Wireless Context Engineering for Efficient Mobile Agentic AI and Edge General Intelligence
Changyuan Zhao, Jiacheng Wang, Yunting Xu, Geng Sun, Dusit Niyato, Zan Li, Abbas Jamalipour, Dong In Kim
TL;DR
This work shifts the focus of wireless edge intelligence from indiscriminate model scaling to principled context engineering, defining wireless context and a framework (WCCF) to adaptively manage heterogeneous context under inference-time constraints. It formalizes five design dimensions (acquisition, structuring, compression, persistence, delivery) and introduces robust performance metrics to evaluate context utility. A central contribution is the WCCF architecture, which orchestrates context via a Context Construction module, on-demand transmission guided by reinforcement learning, and a masked multimodal inference engine, demonstrated through an ISAC-enabled V2I beam-prediction case study. Results show adaptive context selection can achieve near full-context accuracy with substantially lower sensing and processing costs, highlighting a practical path to efficient edge intelligence in dynamic wireless environments.
Abstract
Future wireless networks demand increasingly powerful intelligence to support sensing, communication, and autonomous decision-making. While scaling laws suggest improving performance by enlarging model capacity, practical edge deployments are fundamentally constrained by latency, energy, and memory, making unlimited model scaling infeasible. This creates a critical need to maximize the utility of limited inference-time inputs by filtering redundant observations and focusing on high-impact data. In large language models and generative artificial intelligence (AI), context engineering has emerged as a key paradigm to guide inference by selectively structuring and injecting task-relevant information.
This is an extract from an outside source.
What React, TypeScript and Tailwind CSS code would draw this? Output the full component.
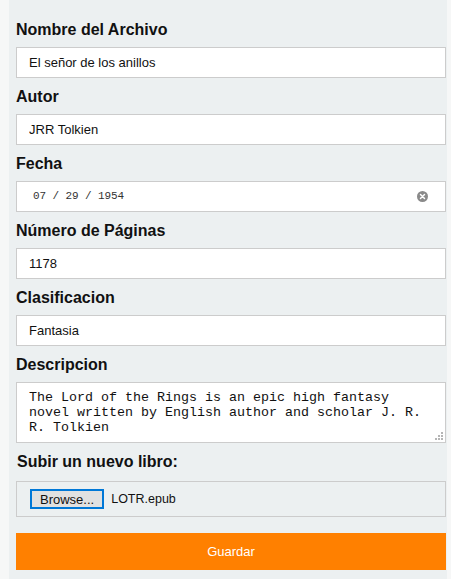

Inspired by this success, we extend context engineering to wireless systems, providing a systematic way to enhance edge AI performance without increasing model complexity. In dynamic environments, for example, beam prediction can benefit from augmenting instantaneous channel measurements with contextual cues such as user mobility trends or environment-aware propagation priors. We formally introduce wireless context engineering and propose a Wireless Context Communication Framework (WCCF) to adaptively orchestrate wireless context under inference-time constraints. This work provides researchers with a foundational perspective and practical design dimensions to manage the wireless context of wireless edge intelligence. An ISAC-enabled beam prediction case study illustrates the effectiveness of the proposed paradigm under constrained sensing budgets.